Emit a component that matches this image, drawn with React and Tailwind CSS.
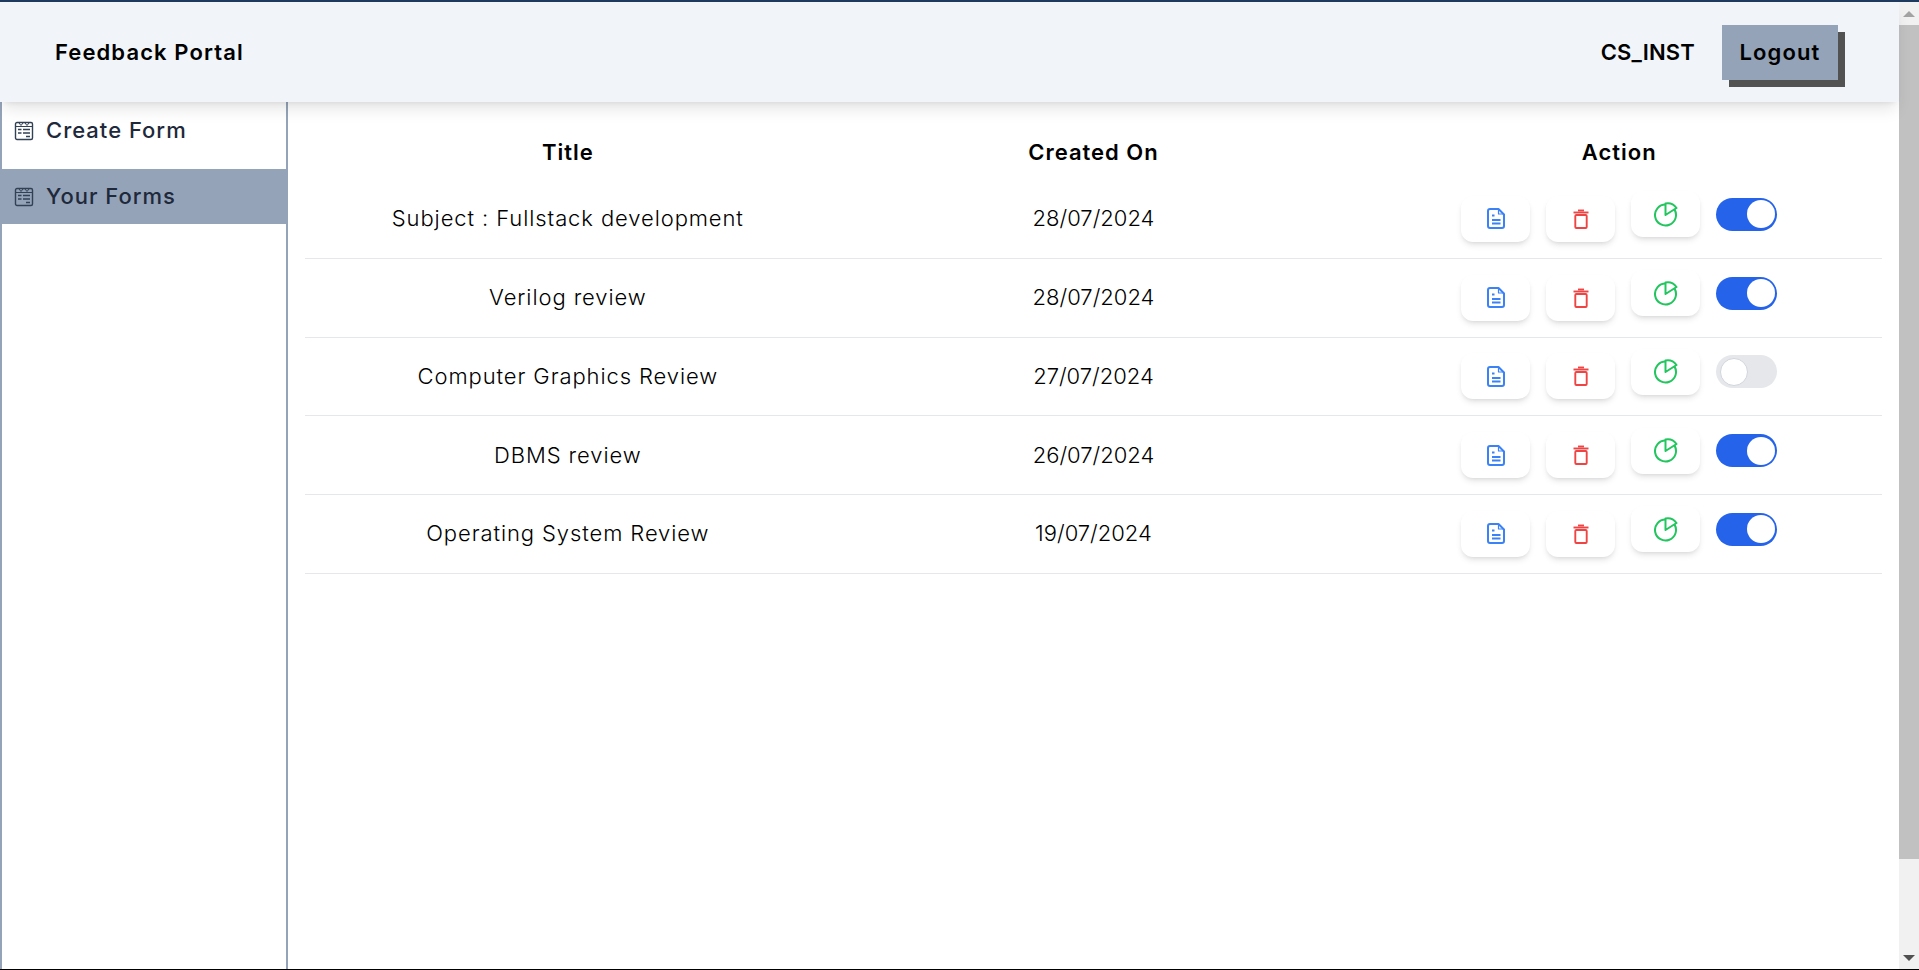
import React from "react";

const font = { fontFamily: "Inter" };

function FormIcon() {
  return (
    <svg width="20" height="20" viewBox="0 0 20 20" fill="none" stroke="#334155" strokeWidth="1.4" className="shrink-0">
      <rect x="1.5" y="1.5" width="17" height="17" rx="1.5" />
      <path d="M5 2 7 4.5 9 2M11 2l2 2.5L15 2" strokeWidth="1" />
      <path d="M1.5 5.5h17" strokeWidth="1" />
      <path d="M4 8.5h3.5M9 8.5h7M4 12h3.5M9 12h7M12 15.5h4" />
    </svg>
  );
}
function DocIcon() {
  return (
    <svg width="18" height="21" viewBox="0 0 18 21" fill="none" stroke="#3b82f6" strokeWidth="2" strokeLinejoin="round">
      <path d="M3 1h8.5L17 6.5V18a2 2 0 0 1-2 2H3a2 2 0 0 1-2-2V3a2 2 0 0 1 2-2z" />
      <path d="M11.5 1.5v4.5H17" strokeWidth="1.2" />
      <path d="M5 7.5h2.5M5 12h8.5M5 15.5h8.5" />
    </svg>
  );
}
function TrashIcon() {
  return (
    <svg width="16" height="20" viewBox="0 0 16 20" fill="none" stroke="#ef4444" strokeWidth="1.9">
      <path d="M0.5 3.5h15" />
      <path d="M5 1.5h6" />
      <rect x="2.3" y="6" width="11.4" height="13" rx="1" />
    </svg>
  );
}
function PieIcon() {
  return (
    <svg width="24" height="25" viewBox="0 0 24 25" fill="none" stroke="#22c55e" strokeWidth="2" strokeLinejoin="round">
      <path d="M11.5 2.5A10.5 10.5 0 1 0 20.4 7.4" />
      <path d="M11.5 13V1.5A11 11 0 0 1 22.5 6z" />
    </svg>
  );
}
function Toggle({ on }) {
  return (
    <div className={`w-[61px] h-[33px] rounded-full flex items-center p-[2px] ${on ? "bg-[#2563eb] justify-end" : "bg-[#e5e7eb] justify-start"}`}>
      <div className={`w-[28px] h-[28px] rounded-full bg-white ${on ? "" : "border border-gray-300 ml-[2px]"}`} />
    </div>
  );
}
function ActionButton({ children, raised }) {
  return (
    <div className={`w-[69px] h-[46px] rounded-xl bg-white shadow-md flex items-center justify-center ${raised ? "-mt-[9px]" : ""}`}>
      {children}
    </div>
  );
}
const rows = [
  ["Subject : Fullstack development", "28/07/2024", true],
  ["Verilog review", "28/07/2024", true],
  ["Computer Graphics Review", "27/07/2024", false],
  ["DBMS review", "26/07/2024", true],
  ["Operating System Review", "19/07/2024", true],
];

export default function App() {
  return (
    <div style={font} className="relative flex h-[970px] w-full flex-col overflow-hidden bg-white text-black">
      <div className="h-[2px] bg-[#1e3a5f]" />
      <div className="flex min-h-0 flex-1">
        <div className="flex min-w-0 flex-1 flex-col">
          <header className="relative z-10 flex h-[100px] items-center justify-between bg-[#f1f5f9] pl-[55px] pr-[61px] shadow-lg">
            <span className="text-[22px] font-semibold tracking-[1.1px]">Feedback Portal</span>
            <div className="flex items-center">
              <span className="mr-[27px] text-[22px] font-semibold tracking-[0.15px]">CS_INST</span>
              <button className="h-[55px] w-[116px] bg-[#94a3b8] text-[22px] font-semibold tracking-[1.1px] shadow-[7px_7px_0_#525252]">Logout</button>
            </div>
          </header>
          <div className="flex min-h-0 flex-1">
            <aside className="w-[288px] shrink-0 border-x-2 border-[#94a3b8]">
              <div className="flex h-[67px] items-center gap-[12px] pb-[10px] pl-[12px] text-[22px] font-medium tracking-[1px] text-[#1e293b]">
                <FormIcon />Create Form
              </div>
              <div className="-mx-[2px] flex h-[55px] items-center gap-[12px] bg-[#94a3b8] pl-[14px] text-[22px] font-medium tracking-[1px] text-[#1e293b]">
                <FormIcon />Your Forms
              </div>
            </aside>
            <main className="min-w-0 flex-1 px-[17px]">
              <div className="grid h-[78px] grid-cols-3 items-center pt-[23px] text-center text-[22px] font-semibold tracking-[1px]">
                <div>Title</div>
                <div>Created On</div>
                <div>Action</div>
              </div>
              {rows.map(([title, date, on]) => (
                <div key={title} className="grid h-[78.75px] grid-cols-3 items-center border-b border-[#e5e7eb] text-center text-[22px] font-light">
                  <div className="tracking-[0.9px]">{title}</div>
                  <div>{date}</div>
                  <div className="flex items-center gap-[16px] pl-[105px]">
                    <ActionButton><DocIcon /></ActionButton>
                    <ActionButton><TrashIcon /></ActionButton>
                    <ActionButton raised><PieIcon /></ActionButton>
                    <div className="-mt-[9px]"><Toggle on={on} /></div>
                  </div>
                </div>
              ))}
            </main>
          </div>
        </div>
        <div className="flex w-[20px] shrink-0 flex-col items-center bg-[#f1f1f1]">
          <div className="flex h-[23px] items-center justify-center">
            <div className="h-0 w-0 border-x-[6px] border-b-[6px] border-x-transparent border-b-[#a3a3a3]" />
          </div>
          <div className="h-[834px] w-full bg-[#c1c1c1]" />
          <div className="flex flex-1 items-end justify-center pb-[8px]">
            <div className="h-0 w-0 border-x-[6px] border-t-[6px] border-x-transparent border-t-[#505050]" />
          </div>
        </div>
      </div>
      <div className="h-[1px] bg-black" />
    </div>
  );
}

# PROBLEM STATEMENT
Which lines of the data above contain "React"? Copy each one.

# EXERCISE RESPONSE
Emit a component that matches this image, drawn with React and Tailwind CSS.
import React from "react";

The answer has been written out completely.